* **EXERCISE DIRECTIONS**: Images should be left out, and everything else in the listing reproduced exactly.

* **SOURCE MATERIAL**:
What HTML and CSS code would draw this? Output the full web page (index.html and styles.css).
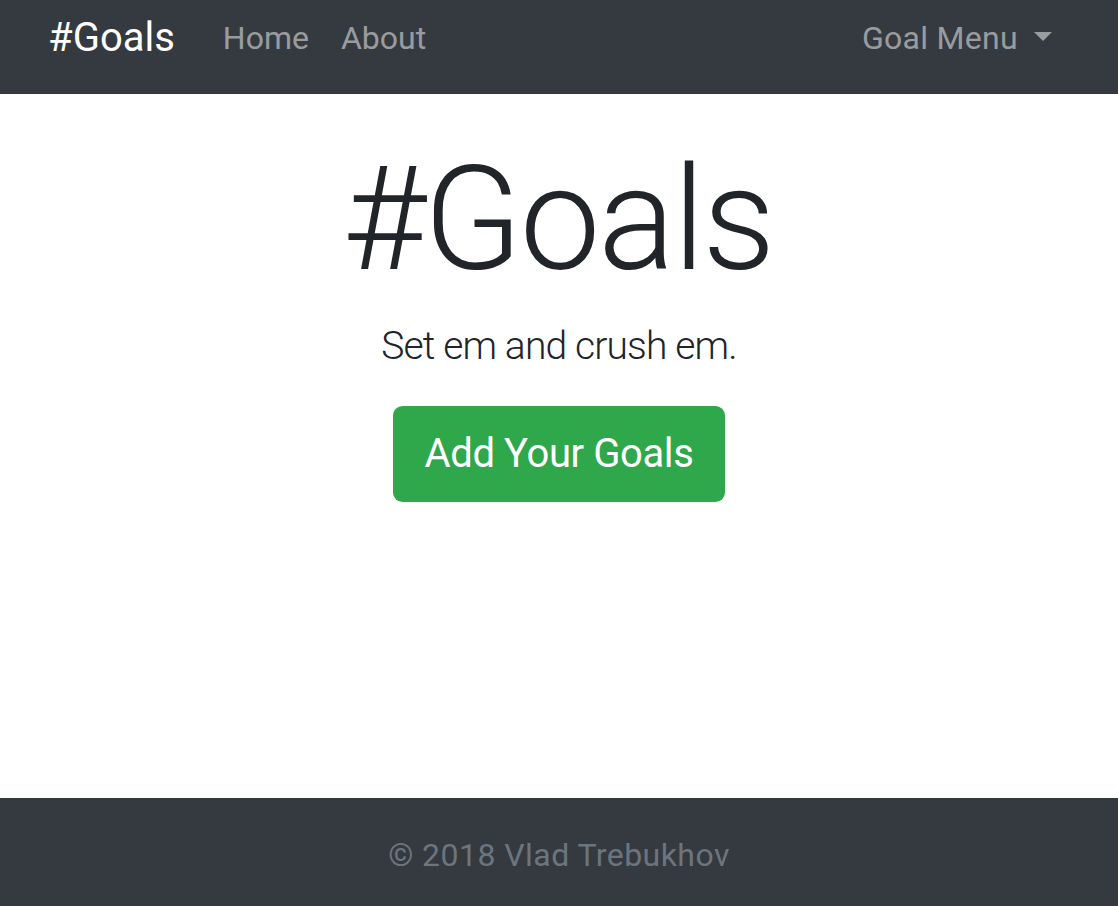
FILE: index.html
```html
<!DOCTYPE html>
<html lang="en">
<head>
<meta charset="utf-8">
<title>#Goals</title>
<link rel="stylesheet" href="styles.css">
</head>
<body>
<nav class="navbar">
  <div class="navbar-row">
    <a class="brand" href="#">#Goals</a>
    <ul class="nav">
      <li><a class="nav-link" href="#">Home</a></li>
      <li><a class="nav-link" href="#">About</a></li>
    </ul>
    <div class="nav-right">
      <a class="nav-link dropdown-toggle" href="#">Goal Menu<span class="caret"></span></a>
    </div>
  </div>
</nav>
<main class="hero">
  <h1 class="display">#Goals</h1>
  <p class="lead">Set em and crush em.</p>
  <a class="btn-success" href="#">Add Your Goals</a>
</main>
<footer class="footer">
  <p class="footer-text">© 2018 Vlad Trebukhov</p>
</footer>
</body>
</html>
```
FILE: styles.css
```css
* { box-sizing: border-box; }
html, body { margin: 0; padding: 0; }
body {
  font-family: "Roboto", "Liberation Sans", sans-serif;
  color: #212529;
  background: #fff;
  min-height: 100vh;
  display: flex;
  flex-direction: column;
}
a { text-decoration: none; }
.navbar {
  background: #343a40;
  height: 94px;
  padding: 0 50px 18px 48px;
}
.navbar-row {
  height: 76px;
  display: flex;
  align-items: center;
}
.brand {
  color: #fff;
  font-size: 40px;
  line-height: 60px;
  margin-right: 32px;
}
.nav {
  list-style: none;
  margin: 0;
  padding: 0;
  display: flex;
}
.nav-link {
  display: block;
  color: rgba(255,255,255,0.5);
  font-size: 32px;
  line-height: 48px;
  padding: 0 16px;
}
.nav-right { margin-left: auto; }
.dropdown-toggle { display: flex; align-items: center; letter-spacing: 0.3px; }
.caret {
  display: inline-block;
  width: 0; height: 0;
  margin-left: 16px;
  margin-top: -4px;
  border-top: 9.6px solid rgba(255,255,255,0.5);
  border-left: 9.6px solid transparent;
  border-right: 9.6px solid transparent;
}
.hero {
  flex: 1;
  display: flex;
  flex-direction: column;
  align-items: center;
  padding-top: 40px;
}
.display {
  margin: 0;
  font-size: 144px;
  font-weight: 300;
  line-height: 172px;
  letter-spacing: -2.5px;
  text-indent: -2.5px;
}
.lead {
  margin: 10px 0 0 0;
  font-size: 39px;
  font-weight: 300;
  line-height: 60px;
  letter-spacing: -0.85px;
}
.btn-success {
  margin-top: 30px;
  display: block;
  background: #2fa74b;
  color: #fff;
  font-size: 40px;
  line-height: 60px;
  padding: 18px 32px;
  border-radius: 9.6px;
  letter-spacing: -0.4px;
}
.footer {
  background: #343a40;
  height: 108px;
  display: flex;
  align-items: center;
  justify-content: center;
}
.footer-text {
  margin: 6px 0 0 0;
  color: #6c757d;
  font-size: 32px;
  line-height: 48px;
  letter-spacing: 0.45px;
}
```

* **FINISHED TASK**:
What HTML and CSS code would draw this? Output the full web page (index.html and styles.css).
FILE: index.html
```html
<!DOCTYPE html>
<html lang="en">
<head>
<meta charset="utf-8">
<title>#Goals</title>
<link rel="stylesheet" href="styles.css">
</head>
<body>
<nav class="navbar">
  <div class="navbar-row">
    <a class="brand" href="#">#Goals</a>
    <ul class="nav">
      <li><a class="nav-link" href="#">Home</a></li>
      <li><a class="nav-link" href="#">About</a></li>
    </ul>
    <div class="nav-right">
      <a class="nav-link dropdown-toggle" href="#">Goal Menu<span class="caret"></span></a>
    </div>
  </div>
</nav>
<main class="hero">
  <h1 class="display">#Goals</h1>
  <p class="lead">Set em and crush em.</p>
  <a class="btn-success" href="#">Add Your Goals</a>
</main>
<footer class="footer">
  <p class="footer-text">© 2018 Vlad Trebukhov</p>
</footer>
</body>
</html>
```
FILE: styles.css
```css
* { box-sizing: border-box; }
html, body { margin: 0; padding: 0; }
body {
  font-family: "Roboto", "Liberation Sans", sans-serif;
  color: #212529;
  background: #fff;
  min-height: 100vh;
  display: flex;
  flex-direction: column;
}
a { text-decoration: none; }
.navbar {
  background: #343a40;
  height: 94px;
  padding: 0 50px 18px 48px;
}
.navbar-row {
  height: 76px;
  display: flex;
  align-items: center;
}
.brand {
  color: #fff;
  font-size: 40px;
  line-height: 60px;
  margin-right: 32px;
}
.nav {
  list-style: none;
  margin: 0;
  padding: 0;
  display: flex;
}
.nav-link {
  display: block;
  color: rgba(255,255,255,0.5);
  font-size: 32px;
  line-height: 48px;
  padding: 0 16px;
}
.nav-right { margin-left: auto; }
.dropdown-toggle { display: flex; align-items: center; letter-spacing: 0.3px; }
.caret {
  display: inline-block;
  width: 0; height: 0;
  margin-left: 16px;
  margin-top: -4px;
  border-top: 9.6px solid rgba(255,255,255,0.5);
  border-left: 9.6px solid transparent;
  border-right: 9.6px solid transparent;
}
.hero {
  flex: 1;
  display: flex;
  flex-direction: column;
  align-items: center;
  padding-top: 40px;
}
.display {
  margin: 0;
  font-size: 144px;
  font-weight: 300;
  line-height: 172px;
  letter-spacing: -2.5px;
  text-indent: -2.5px;
}
.lead {
  margin: 10px 0 0 0;
  font-size: 39px;
  font-weight: 300;
  line-height: 60px;
  letter-spacing: -0.85px;
}
.btn-success {
  margin-top: 30px;
  display: block;
  background: #2fa74b;
  color: #fff;
  font-size: 40px;
  line-height: 60px;
  padding: 18px 32px;
  border-radius: 9.6px;
  letter-spacing: -0.4px;
}
.footer {
  background: #343a40;
  height: 108px;
  display: flex;
  align-items: center;
  justify-content: center;
}
.footer-text {
  margin: 6px 0 0 0;
  color: #6c757d;
  font-size: 32px;
  line-height: 48px;
  letter-spacing: 0.45px;
}
```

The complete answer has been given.